20. Most, if not all, of the individuals who gave affidavits to the Board Agents will be called as witnesses on behalf of the Board at the trial scheduled for February 4, 1976.[*]

21. In its preparation for the February 4, 1976[*] trial, the Board has substantially relied on the information contained in the affidavits and such information acted as the basis for the allegations contained in the Complaint issued against plaintiff.

The joint exhibits submitted as part of the record on final hearing include the exchange of correspondence through which Union exhausted its administrative remedies for seeking to obtain disclosure (Joint Exhibits 1-4), and the complaints and amended complaints dated December 11, 1974, September 30, 1975, and January 20 and 29, 1976, charging unfair labor practices (Joint Exhibits 5-9). The charging party in the complaints was Associated Builders and Contractors, Inc., which alleged that agents and representatives of Local 30 committed unfair labor practices on various dates in March and April 1973, on various dates in December 1974, and on or about November 12, 1975. The acts and practices complained of (see Amended Consolidated Complaint Joint Exhibit 8) included mass picketing; preventing employees from entering work sites; assaulting persons; damaging or destroying materials, property and equipment; chasing and pursuing employees from work sites; and threats to do bodily injury. The affidavits sought by plaintiff were obtained in the course of the investigation. Following investigation of the charging party's allegations, the complaints and amended complaints were filed.

In addition to the Stipulation of Facts and the joint exhibits, I requested, following the hearing, that defendants submit the affidavits to me for in camera inspection. Plaintiff Union interposed no objection to the request, indeed endorsed it, and the affidavits have been received and reviewed.

DISCUSSION

It would be helpful, at the very outset, to state some applicable principles which will make this case more understandable and put it in proper perspective.

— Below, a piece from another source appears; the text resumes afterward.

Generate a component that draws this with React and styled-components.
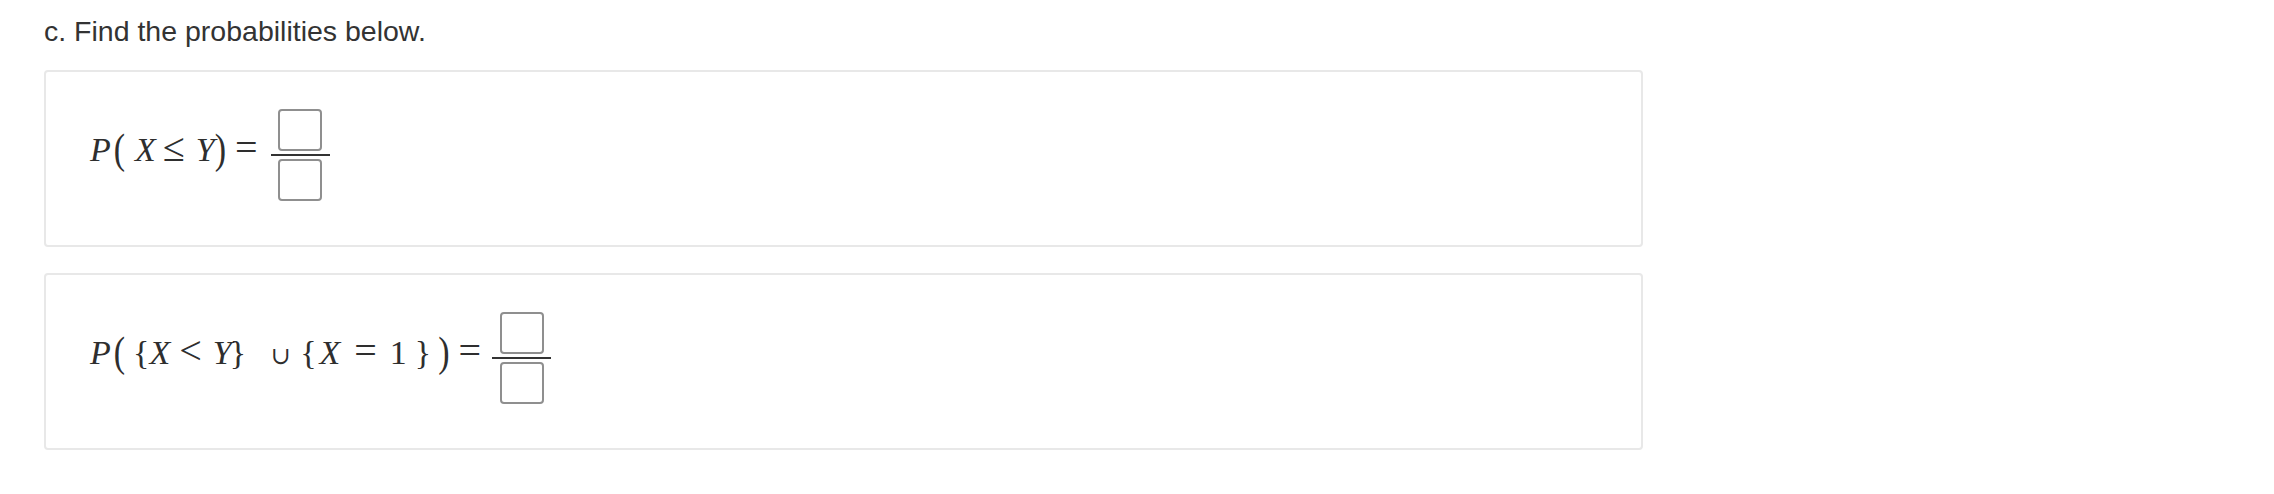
import React from 'react'
import styled, { createGlobalStyle } from 'styled-components'

const Global = createGlobalStyle`
  html, body { margin: 0; padding: 0; background: #fff; }
  body { font-family: "Liberation Sans", Arial, sans-serif; color: #333; }
`

const Page = styled.div`
  padding: 15px 0 0 44px;
  width: 1599px;
`

const Prompt = styled.p`
  margin: 0 0 23px;
  font-size: 28.5px;
  line-height: 32px;
  color: #333;
`

const Card = styled.div`
  box-sizing: border-box;
  height: 177px;
  border: 2px solid #e8e8e8;
  border-radius: 4px;
  padding: 37px 44px 44px;
  margin-bottom: 26px;
`

const Row = styled.div`
  display: flex;
  align-items: center;
  font-family: "Liberation Serif", "Times New Roman", serif;
  font-size: 34px;
  color: #2e2e2e;
`

const Sym = styled.span`
  display: inline-block;
  line-height: 1;
  padding-bottom: 10px;
  margin-left: ${p => p.$gap || 0}px;
  font-style: ${p => (p.$italic ? 'italic' : 'normal')};
`

const Rel = styled.span`
  display: inline-block;
  font-size: 40px;
  line-height: 30px;
  padding-bottom: 14px;
  margin-left: ${p => p.$gap || 0}px;
`

const Cup = styled.span`
  display: inline-block;
  font-family: "DejaVu Serif", serif;
  font-size: 24px;
  line-height: 1;
  padding-bottom: 4px;
  margin-left: ${p => p.$gap || 0}px;
`

const Delim = styled(Sym)`
  transform: scaleY(1.22);
  transform-origin: 50% 40%;
`

const Fraction = styled.span`
  display: inline-flex;
  flex-direction: column;
  align-items: center;
  margin-left: ${p => p.$gap || 0}px;
  gap: 3px;
`

const Bar = styled.span`
  display: block;
  width: 59px;
  height: 2px;
  background: #333;
`

const Blank = styled.input`
  box-sizing: border-box;
  width: 44px;
  height: 42px;
  margin: 0;
  padding: 0;
  border: 2px solid #8f8f8f;
  border-radius: 4px;
  background: #fff;
  outline: none;
`

const Answer = ({ gap }) => (
  <Fraction $gap={gap}>
    <Blank type="text" aria-label="numerator" />
    <Bar />
    <Blank type="text" aria-label="denominator" />
  </Fraction>
)

const App = () => (
  <Page>
    <Global />
    <Prompt>c. Find the probabilities below.</Prompt>

    <Card>
      <Row>
        <Sym $italic>P</Sym>
        <Delim $gap={3}>(</Delim>
        <Sym $italic $gap={10}>X</Sym>
        <Rel $gap={7}>≤</Rel>
        <Sym $italic $gap={11}>Y</Sym>
        <Delim $gap={0}>)</Delim>
        <Rel $gap={9}>=</Rel>
        <Answer gap={13} />
      </Row>
    </Card>

    <Card>
      <Row>
        <Sym $italic>P</Sym>
        <Delim $gap={3}>(</Delim>
        <Sym $gap={8}>{'{'}</Sym>
        <Sym $italic $gap={0}>X</Sym>
        <Rel $gap={9}>&lt;</Rel>
        <Sym $italic $gap={11}>Y</Sym>
        <Sym $gap={-2}>{'}'}</Sym>
        <Cup $gap={25}>∪</Cup>
        <Sym $gap={9}>{'{'}</Sym>
        <Sym $italic $gap={3}>X</Sym>
        <Rel $gap={14}>=</Rel>
        <Sym $gap={13}>1</Sym>
        <Sym $gap={8}>{'}'}</Sym>
        <Delim $gap={7}>)</Delim>
        <Rel $gap={9}>=</Rel>
        <Answer gap={11} />
      </Row>
    </Card>
  </Page>
)

export default App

The problem arises because the NLRB's procedures permit pretrial discovery only on a showing of "good cause." 29 C.F.R. § 102.30. The NLRB's procedures have been held to be constitutional and not violative of due process. NLRB v. Interboro Contractors, Inc., 432 F.2d 854, 857-58 (2d Cir. 1970), cert. denied, 402 U.S. 915, 91 S. Ct. 1375, 28 L. Ed. 2d 661 (1971); NLRB v. Vapor Blast Manufacturing Co., 287 F.2d 402 (7th Cir.), cert. denied, 368 U.S. 823, 82 S. Ct. 42, 7 L. Ed. 2d 28 (1961). The district courts do not have jurisdiction to review decisions of the NLRB; that is the province of the Courts of Appeals. 29 U.S.C. § 160(e) and (f). See Myers v. Bethlehem Shipbuilding Co., 303 U.S. 41, 48-49, 58 S. Ct. 459, 82 L. Ed. 638 (1938); Sears, Roebuck & Co. v. NLRB, 433 F.2d 210 (6th Cir. 1970).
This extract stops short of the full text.